▶ [GIVEN TASK]
Drop every picture, then transcribe the remaining data exactly.

────────────────

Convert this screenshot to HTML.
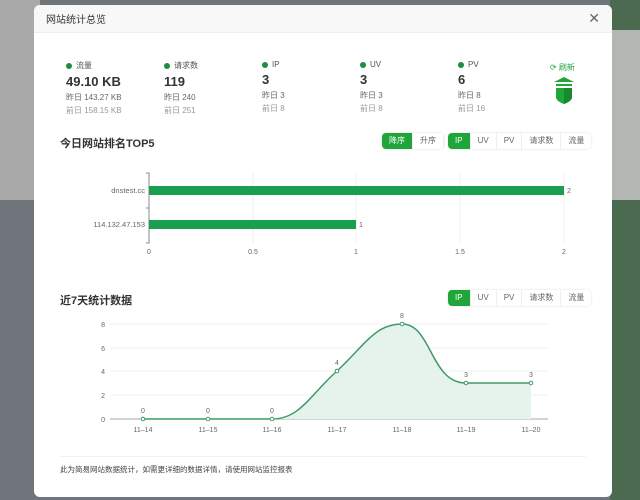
<!DOCTYPE html>
<html><head><meta charset="utf-8"><style>
*{margin:0;padding:0;box-sizing:border-box}
body{width:640px;height:500px;overflow:hidden;position:relative;font-family:"Liberation Sans","Noto Sans CJK SC",sans-serif;background:#6f757b}
.bgl{position:absolute;left:0;top:0;width:40px;height:200px;background:#a9a9a9}
.bgr{position:absolute;left:610px;top:0;width:30px;height:500px;background:#4b6a4f}
.bgr2{position:absolute;left:610px;top:30px;width:30px;height:170px;background:#b4b6b3}
.modal{position:absolute;left:34px;top:5px;width:578px;height:492px;background:#fff;border-radius:6px;overflow:hidden}
.hd{height:28px;background:#f8f8f8;border-bottom:1px solid #eee;font-size:10px;color:#333;padding:6px 0 0 12px}
.x{position:absolute;right:12px;top:5px;font-size:14px;color:#666}
.st{position:absolute;top:55px;font-size:8px;color:#666}
.st .l{display:flex;align-items:center;gap:4px;font-size:8px;color:#555}
.st .l i{width:6px;height:6px;border-radius:50%;background:#1e8e3e;display:inline-block}
.st .v{font-size:13px;color:#333;margin-top:3px;font-weight:bold}
.st .y{margin-top:3px;color:#666}
.st .p{margin-top:2px;color:#999}
.t{position:absolute;font-size:11px;color:#333;font-weight:bold}
.btns{position:absolute;display:flex;font-size:8px;color:#666;border-radius:4px;overflow:hidden;box-shadow:0 0 2px #ddd}
.btns span{padding:0 7px;height:16px;line-height:16px;background:#fff;border-right:1px solid #eee}
.btns span.on{background:#20a53a;color:#fff}
.foot{position:absolute;left:26px;top:459px;font-size:7.5px;color:#444}
.sep{position:absolute;left:26px;right:26px;top:451px;height:1px;background:#f2f2f2}
</style></head><body>
<div class="bgl"></div><div class="bgr"></div><div class="bgr2"></div>
<div class="modal">
<div class="hd">网站统计总览</div><div class="x">✕</div>
<div class="st" style="left:32px"><div class="l"><i></i>流量</div><div class="v">49.10 KB</div><div class="y">昨日 143.27 KB</div><div class="p">前日 158.15 KB</div></div>
<div class="st" style="left:130px"><div class="l"><i></i>请求数</div><div class="v">119</div><div class="y">昨日 240</div><div class="p">前日 251</div></div>
<div class="st" style="left:228px"><div class="l"><i></i>IP</div><div class="v">3</div><div class="y">昨日 3</div><div class="p">前日 8</div></div>
<div class="st" style="left:326px"><div class="l"><i></i>UV</div><div class="v">3</div><div class="y">昨日 3</div><div class="p">前日 8</div></div>
<div class="st" style="left:424px"><div class="l"><i></i>PV</div><div class="v">6</div><div class="y">昨日 8</div><div class="p">前日 16</div></div>
<div style="position:absolute;left:516px;top:57px;font-size:8px;color:#20a53a">⟳ 刷新</div>
<svg style="position:absolute;left:518px;top:70px" width="24" height="30" viewBox="0 0 24 30"><path d="M12 2 L2 7 H22Z M4 9 H20 V11 H4Z" fill="#20a53a"/><path d="M4 13 H20 V22 Q20 26 12 29 Q4 26 4 22Z" fill="#20a53a"/><path d="M12 13 H20 V22 Q20 26 12 29Z" fill="#178a2e"/></svg>
<div class="t" style="left:26px;top:130px">今日网站排名TOP5</div>
<div class="btns" style="left:348px;top:128px"><span class="on">降序</span><span>升序</span></div>
<div class="btns" style="left:414px;top:128px"><span class="on">IP</span><span>UV</span><span>PV</span><span>请求数</span><span style="border:0">流量</span></div>
<div class="t" style="left:26px;top:287px">近7天统计数据</div>
<div class="btns" style="left:414px;top:285px"><span class="on">IP</span><span>UV</span><span>PV</span><span>请求数</span><span style="border:0">流量</span></div>
<div class="sep"></div>
<div class="foot">此为简易网站数据统计，如需更详细的数据详情，请使用网站监控报表</div>
</div>
<svg style="position:absolute;left:0;top:0" width="640" height="500" font-family="Liberation Sans, sans-serif" font-size="7" fill="#666">
<g stroke="#eee" stroke-width="1"><line x1="253" y1="173" x2="253" y2="243"/><line x1="356" y1="173" x2="356" y2="243"/><line x1="460" y1="173" x2="460" y2="243"/><line x1="564" y1="173" x2="564" y2="243"/></g>
<path d="M146 173H149V243H146M146 208H149" stroke="#888" fill="none"/>
<rect x="149" y="186" width="415" height="9" fill="#1a9e4f"/>
<rect x="149" y="220" width="207" height="9" fill="#1a9e4f"/>
<text x="145" y="193" text-anchor="end" font-size="7.5">dnstest.cc</text>
<text x="145" y="227" text-anchor="end" font-size="7.5">114.132.47.153</text>
<text x="567" y="193">2</text><text x="359" y="227">1</text>
<g text-anchor="middle"><text x="149" y="254">0</text><text x="253" y="254">0.5</text><text x="356" y="254">1</text><text x="460" y="254">1.5</text><text x="564" y="254">2</text></g>
<g stroke="#f0f0f0"><line x1="110" y1="324" x2="548" y2="324"/><line x1="110" y1="348" x2="548" y2="348"/><line x1="110" y1="371" x2="548" y2="371"/><line x1="110" y1="395" x2="548" y2="395"/></g>
<line x1="110" y1="419" x2="548" y2="419" stroke="#aaa"/>
<g text-anchor="end"><text x="105" y="327">8</text><text x="105" y="351">6</text><text x="105" y="374">4</text><text x="105" y="398">2</text><text x="105" y="422">0</text></g>
<path d="M143 419 L272 419 C300 419 310 395 337 371 C365 345 375 324 402 324 C432 324 430 383 466 383 L531 383 L531 419Z" fill="#e6f3ea"/>
<path d="M143 419 L272 419 C300 419 310 395 337 371 C365 345 375 324 402 324 C432 324 430 383 466 383 L531 383" stroke="#3f9a6b" stroke-width="1.5" fill="none"/>
<g fill="#fff" stroke="#3f9a6b" stroke-width="1"><circle cx="143" cy="419" r="1.8"/><circle cx="208" cy="419" r="1.8"/><circle cx="272" cy="419" r="1.8"/><circle cx="337" cy="371" r="1.8"/><circle cx="402" cy="324" r="1.8"/><circle cx="466" cy="383" r="1.8"/><circle cx="531" cy="383" r="1.8"/></g>
<g text-anchor="middle"><text x="143" y="413">0</text><text x="208" y="413">0</text><text x="272" y="413">0</text><text x="337" y="365">4</text><text x="402" y="318">8</text><text x="466" y="377">3</text><text x="531" y="377">3</text>
<text x="143" y="432">11–14</text><text x="208" y="432">11–15</text><text x="272" y="432">11–16</text><text x="337" y="432">11–17</text><text x="402" y="432">11–18</text><text x="466" y="432">11–19</text><text x="531" y="432">11–20</text></g>
</svg>
</body></html>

────────────────

▶ [EXERCISE OUTPUT]
Convert this screenshot to HTML.
<!DOCTYPE html>
<html><head><meta charset="utf-8"><style>
*{margin:0;padding:0;box-sizing:border-box}
body{width:640px;height:500px;overflow:hidden;position:relative;font-family:"Liberation Sans","Noto Sans CJK SC",sans-serif;background:#6f757b}
.bgl{position:absolute;left:0;top:0;width:40px;height:200px;background:#a9a9a9}
.bgr{position:absolute;left:610px;top:0;width:30px;height:500px;background:#4b6a4f}
.bgr2{position:absolute;left:610px;top:30px;width:30px;height:170px;background:#b4b6b3}
.modal{position:absolute;left:34px;top:5px;width:578px;height:492px;background:#fff;border-radius:6px;overflow:hidden}
.hd{height:28px;background:#f8f8f8;border-bottom:1px solid #eee;font-size:10px;color:#333;padding:6px 0 0 12px}
.x{position:absolute;right:12px;top:5px;font-size:14px;color:#666}
.st{position:absolute;top:55px;font-size:8px;color:#666}
.st .l{display:flex;align-items:center;gap:4px;font-size:8px;color:#555}
.st .l i{width:6px;height:6px;border-radius:50%;background:#1e8e3e;display:inline-block}
.st .v{font-size:13px;color:#333;margin-top:3px;font-weight:bold}
.st .y{margin-top:3px;color:#666}
.st .p{margin-top:2px;color:#999}
.t{position:absolute;font-size:11px;color:#333;font-weight:bold}
.btns{position:absolute;display:flex;font-size:8px;color:#666;border-radius:4px;overflow:hidden;box-shadow:0 0 2px #ddd}
.btns span{padding:0 7px;height:16px;line-height:16px;background:#fff;border-right:1px solid #eee}
.btns span.on{background:#20a53a;color:#fff}
.foot{position:absolute;left:26px;top:459px;font-size:7.5px;color:#444}
.sep{position:absolute;left:26px;right:26px;top:451px;height:1px;background:#f2f2f2}
</style></head><body>
<div class="bgl"></div><div class="bgr"></div><div class="bgr2"></div>
<div class="modal">
<div class="hd">网站统计总览</div><div class="x">✕</div>
<div class="st" style="left:32px"><div class="l"><i></i>流量</div><div class="v">49.10 KB</div><div class="y">昨日 143.27 KB</div><div class="p">前日 158.15 KB</div></div>
<div class="st" style="left:130px"><div class="l"><i></i>请求数</div><div class="v">119</div><div class="y">昨日 240</div><div class="p">前日 251</div></div>
<div class="st" style="left:228px"><div class="l"><i></i>IP</div><div class="v">3</div><div class="y">昨日 3</div><div class="p">前日 8</div></div>
<div class="st" style="left:326px"><div class="l"><i></i>UV</div><div class="v">3</div><div class="y">昨日 3</div><div class="p">前日 8</div></div>
<div class="st" style="left:424px"><div class="l"><i></i>PV</div><div class="v">6</div><div class="y">昨日 8</div><div class="p">前日 16</div></div>
<div style="position:absolute;left:516px;top:57px;font-size:8px;color:#20a53a">⟳ 刷新</div>
<svg style="position:absolute;left:518px;top:70px" width="24" height="30" viewBox="0 0 24 30"><path d="M12 2 L2 7 H22Z M4 9 H20 V11 H4Z" fill="#20a53a"/><path d="M4 13 H20 V22 Q20 26 12 29 Q4 26 4 22Z" fill="#20a53a"/><path d="M12 13 H20 V22 Q20 26 12 29Z" fill="#178a2e"/></svg>
<div class="t" style="left:26px;top:130px">今日网站排名TOP5</div>
<div class="btns" style="left:348px;top:128px"><span class="on">降序</span><span>升序</span></div>
<div class="btns" style="left:414px;top:128px"><span class="on">IP</span><span>UV</span><span>PV</span><span>请求数</span><span style="border:0">流量</span></div>
<div class="t" style="left:26px;top:287px">近7天统计数据</div>
<div class="btns" style="left:414px;top:285px"><span class="on">IP</span><span>UV</span><span>PV</span><span>请求数</span><span style="border:0">流量</span></div>
<div class="sep"></div>
<div class="foot">此为简易网站数据统计，如需更详细的数据详情，请使用网站监控报表</div>
</div>
<svg style="position:absolute;left:0;top:0" width="640" height="500" font-family="Liberation Sans, sans-serif" font-size="7" fill="#666">
<g stroke="#eee" stroke-width="1"><line x1="253" y1="173" x2="253" y2="243"/><line x1="356" y1="173" x2="356" y2="243"/><line x1="460" y1="173" x2="460" y2="243"/><line x1="564" y1="173" x2="564" y2="243"/></g>
<path d="M146 173H149V243H146M146 208H149" stroke="#888" fill="none"/>
<rect x="149" y="186" width="415" height="9" fill="#1a9e4f"/>
<rect x="149" y="220" width="207" height="9" fill="#1a9e4f"/>
<text x="145" y="193" text-anchor="end" font-size="7.5">dnstest.cc</text>
<text x="145" y="227" text-anchor="end" font-size="7.5">114.132.47.153</text>
<text x="567" y="193">2</text><text x="359" y="227">1</text>
<g text-anchor="middle"><text x="149" y="254">0</text><text x="253" y="254">0.5</text><text x="356" y="254">1</text><text x="460" y="254">1.5</text><text x="564" y="254">2</text></g>
<g stroke="#f0f0f0"><line x1="110" y1="324" x2="548" y2="324"/><line x1="110" y1="348" x2="548" y2="348"/><line x1="110" y1="371" x2="548" y2="371"/><line x1="110" y1="395" x2="548" y2="395"/></g>
<line x1="110" y1="419" x2="548" y2="419" stroke="#aaa"/>
<g text-anchor="end"><text x="105" y="327">8</text><text x="105" y="351">6</text><text x="105" y="374">4</text><text x="105" y="398">2</text><text x="105" y="422">0</text></g>
<path d="M143 419 L272 419 C300 419 310 395 337 371 C365 345 375 324 402 324 C432 324 430 383 466 383 L531 383 L531 419Z" fill="#e6f3ea"/>
<path d="M143 419 L272 419 C300 419 310 395 337 371 C365 345 375 324 402 324 C432 324 430 383 466 383 L531 383" stroke="#3f9a6b" stroke-width="1.5" fill="none"/>
<g fill="#fff" stroke="#3f9a6b" stroke-width="1"><circle cx="143" cy="419" r="1.8"/><circle cx="208" cy="419" r="1.8"/><circle cx="272" cy="419" r="1.8"/><circle cx="337" cy="371" r="1.8"/><circle cx="402" cy="324" r="1.8"/><circle cx="466" cy="383" r="1.8"/><circle cx="531" cy="383" r="1.8"/></g>
<g text-anchor="middle"><text x="143" y="413">0</text><text x="208" y="413">0</text><text x="272" y="413">0</text><text x="337" y="365">4</text><text x="402" y="318">8</text><text x="466" y="377">3</text><text x="531" y="377">3</text>
<text x="143" y="432">11–14</text><text x="208" y="432">11–15</text><text x="272" y="432">11–16</text><text x="337" y="432">11–17</text><text x="402" y="432">11–18</text><text x="466" y="432">11–19</text><text x="531" y="432">11–20</text></g>
</svg>
</body></html>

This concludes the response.